**GIVEN MATERIAL**
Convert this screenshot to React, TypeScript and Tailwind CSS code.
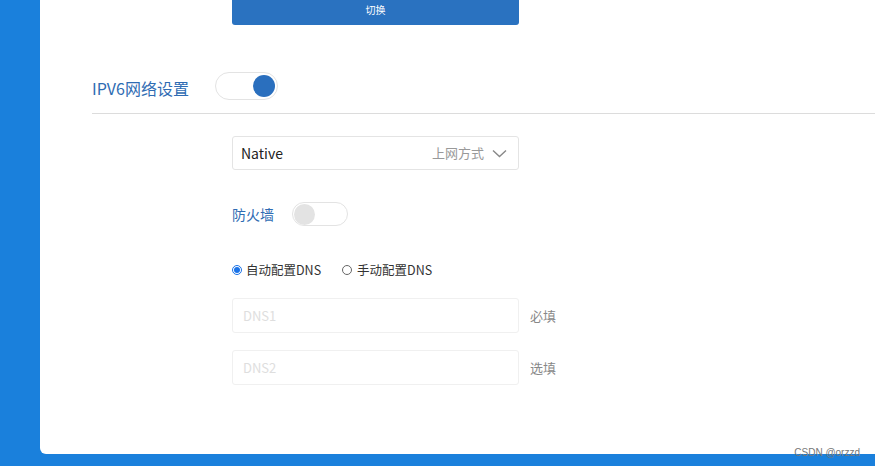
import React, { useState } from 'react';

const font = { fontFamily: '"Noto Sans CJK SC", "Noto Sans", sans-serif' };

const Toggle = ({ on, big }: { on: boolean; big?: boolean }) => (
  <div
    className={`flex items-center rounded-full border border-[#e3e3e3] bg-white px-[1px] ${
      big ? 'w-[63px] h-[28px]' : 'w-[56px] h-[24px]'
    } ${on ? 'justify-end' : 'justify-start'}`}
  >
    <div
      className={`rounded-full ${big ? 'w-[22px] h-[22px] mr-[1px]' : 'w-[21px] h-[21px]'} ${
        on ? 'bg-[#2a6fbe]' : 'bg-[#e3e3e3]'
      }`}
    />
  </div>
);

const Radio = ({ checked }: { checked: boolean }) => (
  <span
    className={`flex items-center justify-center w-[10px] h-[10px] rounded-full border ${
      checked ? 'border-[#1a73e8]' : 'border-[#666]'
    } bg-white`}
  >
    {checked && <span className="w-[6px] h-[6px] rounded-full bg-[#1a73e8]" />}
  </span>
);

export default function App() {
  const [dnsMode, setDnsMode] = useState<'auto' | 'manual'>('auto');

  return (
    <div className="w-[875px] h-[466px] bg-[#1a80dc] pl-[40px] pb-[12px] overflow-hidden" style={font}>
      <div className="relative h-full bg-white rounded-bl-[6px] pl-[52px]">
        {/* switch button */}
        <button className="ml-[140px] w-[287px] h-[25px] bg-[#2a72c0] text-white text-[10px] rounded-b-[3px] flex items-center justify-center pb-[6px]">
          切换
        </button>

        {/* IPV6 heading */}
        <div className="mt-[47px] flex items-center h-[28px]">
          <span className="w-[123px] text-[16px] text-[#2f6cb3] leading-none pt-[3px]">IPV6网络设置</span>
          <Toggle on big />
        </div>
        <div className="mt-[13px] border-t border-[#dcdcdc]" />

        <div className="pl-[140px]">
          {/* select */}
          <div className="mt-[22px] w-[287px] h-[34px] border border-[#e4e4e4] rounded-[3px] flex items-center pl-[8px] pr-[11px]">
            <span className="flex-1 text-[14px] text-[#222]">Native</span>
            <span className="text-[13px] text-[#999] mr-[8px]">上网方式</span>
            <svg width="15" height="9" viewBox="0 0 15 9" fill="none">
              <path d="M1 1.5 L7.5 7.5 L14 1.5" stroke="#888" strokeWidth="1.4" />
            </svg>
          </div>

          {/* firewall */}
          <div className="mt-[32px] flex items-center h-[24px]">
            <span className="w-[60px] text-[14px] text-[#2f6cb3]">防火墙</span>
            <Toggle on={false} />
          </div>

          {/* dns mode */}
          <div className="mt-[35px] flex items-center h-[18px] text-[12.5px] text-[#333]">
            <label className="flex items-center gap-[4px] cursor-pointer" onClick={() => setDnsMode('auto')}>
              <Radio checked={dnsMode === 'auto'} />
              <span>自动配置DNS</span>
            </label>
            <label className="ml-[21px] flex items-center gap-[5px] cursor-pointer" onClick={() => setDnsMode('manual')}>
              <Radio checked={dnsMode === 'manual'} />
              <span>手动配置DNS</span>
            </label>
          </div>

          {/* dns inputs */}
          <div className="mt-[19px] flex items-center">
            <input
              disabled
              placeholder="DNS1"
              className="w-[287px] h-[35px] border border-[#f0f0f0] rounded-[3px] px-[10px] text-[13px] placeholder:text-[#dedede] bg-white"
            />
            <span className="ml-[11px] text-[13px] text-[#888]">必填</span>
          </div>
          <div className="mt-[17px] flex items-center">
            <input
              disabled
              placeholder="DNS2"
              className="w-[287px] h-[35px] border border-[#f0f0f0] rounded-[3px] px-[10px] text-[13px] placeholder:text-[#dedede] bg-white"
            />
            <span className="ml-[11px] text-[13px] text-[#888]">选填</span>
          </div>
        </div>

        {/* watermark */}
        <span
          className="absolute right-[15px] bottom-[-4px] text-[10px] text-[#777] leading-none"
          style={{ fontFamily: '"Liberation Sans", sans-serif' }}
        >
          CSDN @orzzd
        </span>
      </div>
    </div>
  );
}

**EXERCISE BRIEF**
In your copy, leave out the pictures and reproduce the material above exactly.

**WORKED ANSWER**
Convert this screenshot to React, TypeScript and Tailwind CSS code.
import React, { useState } from 'react';

const font = { fontFamily: '"Noto Sans CJK SC", "Noto Sans", sans-serif' };

const Toggle = ({ on, big }: { on: boolean; big?: boolean }) => (
  <div
    className={`flex items-center rounded-full border border-[#e3e3e3] bg-white px-[1px] ${
      big ? 'w-[63px] h-[28px]' : 'w-[56px] h-[24px]'
    } ${on ? 'justify-end' : 'justify-start'}`}
  >
    <div
      className={`rounded-full ${big ? 'w-[22px] h-[22px] mr-[1px]' : 'w-[21px] h-[21px]'} ${
        on ? 'bg-[#2a6fbe]' : 'bg-[#e3e3e3]'
      }`}
    />
  </div>
);

const Radio = ({ checked }: { checked: boolean }) => (
  <span
    className={`flex items-center justify-center w-[10px] h-[10px] rounded-full border ${
      checked ? 'border-[#1a73e8]' : 'border-[#666]'
    } bg-white`}
  >
    {checked && <span className="w-[6px] h-[6px] rounded-full bg-[#1a73e8]" />}
  </span>
);

export default function App() {
  const [dnsMode, setDnsMode] = useState<'auto' | 'manual'>('auto');

  return (
    <div className="w-[875px] h-[466px] bg-[#1a80dc] pl-[40px] pb-[12px] overflow-hidden" style={font}>
      <div className="relative h-full bg-white rounded-bl-[6px] pl-[52px]">
        {/* switch button */}
        <button className="ml-[140px] w-[287px] h-[25px] bg-[#2a72c0] text-white text-[10px] rounded-b-[3px] flex items-center justify-center pb-[6px]">
          切换
        </button>

        {/* IPV6 heading */}
        <div className="mt-[47px] flex items-center h-[28px]">
          <span className="w-[123px] text-[16px] text-[#2f6cb3] leading-none pt-[3px]">IPV6网络设置</span>
          <Toggle on big />
        </div>
        <div className="mt-[13px] border-t border-[#dcdcdc]" />

        <div className="pl-[140px]">
          {/* select */}
          <div className="mt-[22px] w-[287px] h-[34px] border border-[#e4e4e4] rounded-[3px] flex items-center pl-[8px] pr-[11px]">
            <span className="flex-1 text-[14px] text-[#222]">Native</span>
            <span className="text-[13px] text-[#999] mr-[8px]">上网方式</span>
            <svg width="15" height="9" viewBox="0 0 15 9" fill="none">
              <path d="M1 1.5 L7.5 7.5 L14 1.5" stroke="#888" strokeWidth="1.4" />
            </svg>
          </div>

          {/* firewall */}
          <div className="mt-[32px] flex items-center h-[24px]">
            <span className="w-[60px] text-[14px] text-[#2f6cb3]">防火墙</span>
            <Toggle on={false} />
          </div>

          {/* dns mode */}
          <div className="mt-[35px] flex items-center h-[18px] text-[12.5px] text-[#333]">
            <label className="flex items-center gap-[4px] cursor-pointer" onClick={() => setDnsMode('auto')}>
              <Radio checked={dnsMode === 'auto'} />
              <span>自动配置DNS</span>
            </label>
            <label className="ml-[21px] flex items-center gap-[5px] cursor-pointer" onClick={() => setDnsMode('manual')}>
              <Radio checked={dnsMode === 'manual'} />
              <span>手动配置DNS</span>
            </label>
          </div>

          {/* dns inputs */}
          <div className="mt-[19px] flex items-center">
            <input
              disabled
              placeholder="DNS1"
              className="w-[287px] h-[35px] border border-[#f0f0f0] rounded-[3px] px-[10px] text-[13px] placeholder:text-[#dedede] bg-white"
            />
            <span className="ml-[11px] text-[13px] text-[#888]">必填</span>
          </div>
          <div className="mt-[17px] flex items-center">
            <input
              disabled
              placeholder="DNS2"
              className="w-[287px] h-[35px] border border-[#f0f0f0] rounded-[3px] px-[10px] text-[13px] placeholder:text-[#dedede] bg-white"
            />
            <span className="ml-[11px] text-[13px] text-[#888]">选填</span>
          </div>
        </div>

        {/* watermark */}
        <span
          className="absolute right-[15px] bottom-[-4px] text-[10px] text-[#777] leading-none"
          style={{ fontFamily: '"Liberation Sans", sans-serif' }}
        >
          CSDN @orzzd
        </span>
      </div>
    </div>
  );
}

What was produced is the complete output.